The pre-surgical Arenas nearly broke the ankles of James after making a hard cut on him in a November game at home last season. Eddie Jordan concedes you will not see that Arenas again until next fall, and possibly in a different uniform.

The latter is an offseason worry, subservient to a third consecutive playoff meeting with the Cavaliers.

The Wizards have now lost seven consecutive playoff games to the Cavaliers, although the four last spring come with an asterisk because of the injuries to Arenas and Caron Butler.

Yet the Game 1 finish bore a striking resemblance to the Wizards’ three one-point losses to the Cavaliers in the 2006 playoffs. The outcome was decided on a few plays at the end, with James providing the answers and the Wizards being unable to counter.

The Wizards claimed a fifth seed this season because of their ball-sharing attitude honed in the absence of Arenas. That is no subtle knock on Arenas, a dynamic scorer who is destined to change the feel and pace of an offense if he is in the game, as is the case with all the dynamic scorers around the NBA.

When Arenas was the team’s head cheerleader this season, the offense often started with the ball being delivered to Butler, who showed he had a gift for getting teammates high-percentage shots. He posted three triple-doubles and flirted with the stat in several other games.

With Arenas back in the lineup, Butler has moved down in the pecking order. Of course, he has been slowed by a series of injuries, showing only flashes of the player who dropped 40 points on the Bucks in late January and was playing at the highest level of his career.

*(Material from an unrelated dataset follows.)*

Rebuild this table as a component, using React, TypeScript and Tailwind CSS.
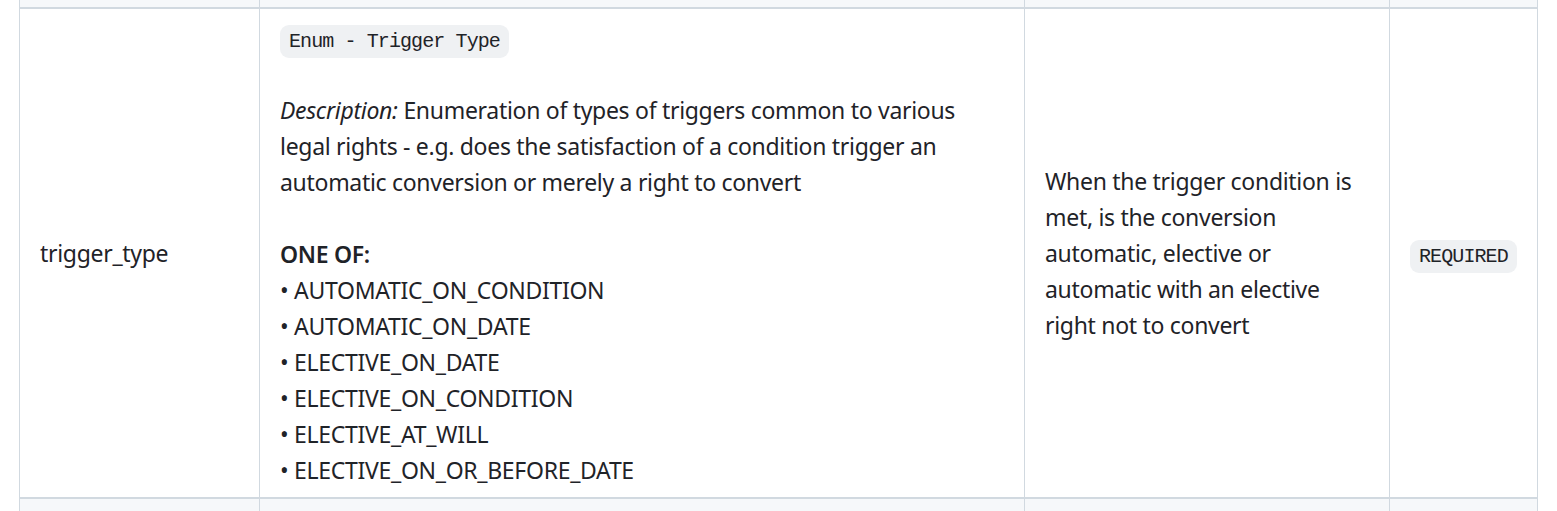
const options = [
  "AUTOMATIC_ON_CONDITION",
  "AUTOMATIC_ON_DATE",
  "ELECTIVE_ON_DATE",
  "ELECTIVE_ON_CONDITION",
  "ELECTIVE_AT_WILL",
  "ELECTIVE_ON_OR_BEFORE_DATE",
];

const cell = "border-x border-[#d1d9e0] px-[20px] py-[9px] align-middle";
const code =
  "rounded-[9px] bg-[#eff1f3] px-[9px] py-[5px] font-['Liberation_Mono',monospace] text-[20px] leading-none tracking-[-0.9px]";

export default function App() {
  return (
    <div className="min-h-[511px] bg-white pl-[19px] pr-[20px] font-['Noto_Sans',sans-serif] text-[23px] leading-[36px] tracking-[-0.3px] text-[#1f2328]">
      <table className="w-[1518px] table-fixed border-collapse">
        <colgroup>
          <col className="w-[240px]" />
          <col className="w-[765px]" />
          <col className="w-[365px]" />
          <col className="w-[148px]" />
        </colgroup>
        <tbody>
          <tr className="h-[8px] bg-[#f6f8fa]">
            <td className="border-x border-[#d1d9e0]" />
            <td className="border-x border-[#d1d9e0]" />
            <td className="border-x border-[#d1d9e0]" />
            <td className="border-x border-[#d1d9e0]" />
          </tr>
          <tr className="border-y-2 border-[#d1d9e0] bg-white">
            <td className={cell}>trigger_type</td>
            <td className={`${cell} pt-[11px]`}>
              <code className={code}>Enum - Trigger Type</code>
              <br />
              <br />
              <em>Description:</em> Enumeration of types of triggers common to
              various
              <br />
              legal rights - e.g. does the satisfaction of a condition trigger
              an
              <br />
              automatic conversion or merely a right to convert
              <br />
              <br />
              <strong className="font-semibold">ONE OF:</strong>
              {options.map((o) => (
                <div key={o}>• {o}</div>
              ))}
            </td>
            <td className={cell}>
              When the trigger condition is met, is the conversion automatic,
              elective or automatic with an elective right not to convert
            </td>
            <td className={cell}>
              <code className={code}>REQUIRED</code>
            </td>
          </tr>
          <tr className="h-[16px] bg-[#f6f8fa]">
            <td className="border-x border-[#d1d9e0]" />
            <td className="border-x border-[#d1d9e0]" />
            <td className="border-x border-[#d1d9e0]" />
            <td className="border-x border-[#d1d9e0]" />
          </tr>
        </tbody>
      </table>
    </div>
  );
}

Butler scored more than 20 points in only three of his last 17 games in the regular season. He, too, probably won’t be in peak form until next season.

Not surprisingly, Jordan shortened his player rotation in Game 1 and limited the minutes of Andray Blatche, Roger Mason and Darius Songaila. Unable to establish a rhythm, plus adjust to Arenas being on the floor, the trio went 1-for-10 shooting and combined for three points and seven rebounds.

In the absence of a smooth flow on offense, the Wizards slipped into their previous incarnation of being overly dependent on Arenas, with Butler and Antawn Jamison picking their scoring spots.

The Wizards finished with 16 assists, nearly four assists fewer than their average during the regular season. And they were seduced by the perimeter shot at the worst possible time — after earning the free throw bonus with 7:42 left.

So the free throw discrepancy between the teams only grew. The Cavaliers ended up with 20 more free throw attempts than the Wizards, the difference in the game that drew no protest from Jordan, who knew the Cavaliers were the more aggressive team.

And so the Wizards must summon their well-documented resilience again or succumb to a 2-0 deficit in Cleveland tonight.